One of the most important advantages of any business is its people. When the workforce is in tune the business can thrive.

Employee performance reviews are a necessity when it comes to achieving peak performance. No, reviews aren’t always seen as “fun”, but they are beneficial to the company, the manager and the employee. Here are ten tips for making employee performance reviews as impactful as possible.

1. Concentrate on What You Can Achieve Together

Don’t use performance reviews just to tell employees everything they’re doing wrong. Although certain aspects of an employee’s work might need to change, the key is to approach them as challenges you can overcome together, not as weaknesses inherent to their work style.

2. Strive For Consistency and Fairness

A performance review is intended to be a fair and balanced assessment of an employee’s performance. When discussing goals, areas for improvement and expectations, the message should remain consistent to minimize confusion. In addition, be sure to apply performance criteria to all employees, not just a few.

3. Encourage Employees to Evaluate Themselves

Self-evaluation allows employees to monitor their progress, self-correct, and dive deep into how they can improve. It further allows employees to identify their strengths, weaknesses, and development needs. By doing this, an employee can feel heard. Make it a two-way conversation and employees will feel a higher sense of value.

4. Be Honest About Poor Performance

Be honest, but don’t be overly harsh. When offering a less-than-positive truth, it could be seen as a way to help, a way to solve a problem or a way to hurt someone. Always show compassion and provide a solution, even if the solution isn’t an immediate one. For example, offer advice, a plan and extra training to show that you’re available and willing to give the employee the right tools to succeed.

5. Don’t Talk About Negative Personality Traits

Focus on performance, not personality. If an employee does have a poor attitude, share specific examples of behaviors that caused you, and maybe other employees, to feel that way. By sharing details and offering help, the employee is less likely to feel attacked.

6. Give Words of Motivation

Words of motivation can truly increase performance. It’s better to uplift, motivate and inspire underperforming employees than it is to continually fire and rehire. Take time to help motivate employees by building their confidence and spirits.

7. Prepare Talking Points Before the Review

A proper employee evaluation requires preparation on the manager’s part. Employees will notice if you try to wing it and come unprepared, and not much will be accomplished to help career progression. When you’re preparing for the meeting, here are some details to compile:

  • Speak with other employees to gather opinions regarding performance.
  • Find a list of goals from last year’s performance review and have them on hand to discuss.
  • Note performance issues related to specific projects or tasks.
  • Gather positive feedback to mention in the review. This will help keep the conversation from focusing only on criticism.

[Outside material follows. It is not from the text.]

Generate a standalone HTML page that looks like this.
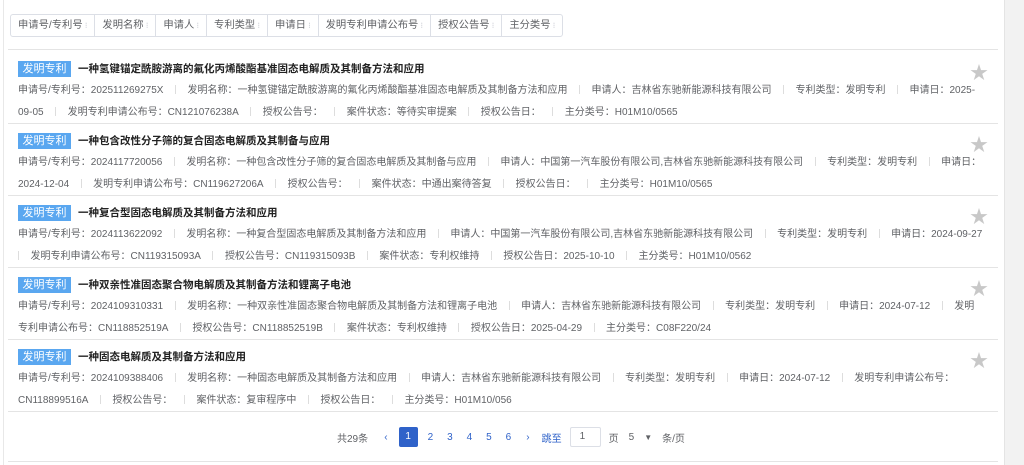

8. Don’t Answer Questions You Can’t Answer

Managers don’t have to know everything, and that’s okay. If you can’t answer a particular question, just be honest and follow up later. In addition, if you shouldn’t discuss a certain topic with an employee, you don’t have to. The best employee evaluations are open and honest conversations, but make sure not to accidentally talk about sensitive or confidential information about other employees, customers, or the company itself. Be honest and forthcoming about the employee’s performance, but remember if anything slips it can and will be repeated later.

9. Set Future Goals

A major component of a performance review is to work with your employees to create future goals. They need to understand what is expected of them short-term and long-term. If your team isn’t clear on the goals they should be meeting, then they simply can’t meet them. To help, identify additional training or other resources they can utilize to build their skills and improve performance.

10. Don’t Compare One Employee to Another

Employee comparisons are unfair and could create unhealthy competition, resentment and conflict. Instead, use real goals and targets to make your comparisons. Show your employees the goals that you want them to reach and then grade their performance on how close or far they are from reaching them. Always draw comparisons from real data; never make it about competition among employees.

When done right, performance reviews can be an effective and powerful way of creating loyalty amongst team members. Feedback can go a long way in giving workers the confidence and drive they need in order to perform their jobs better.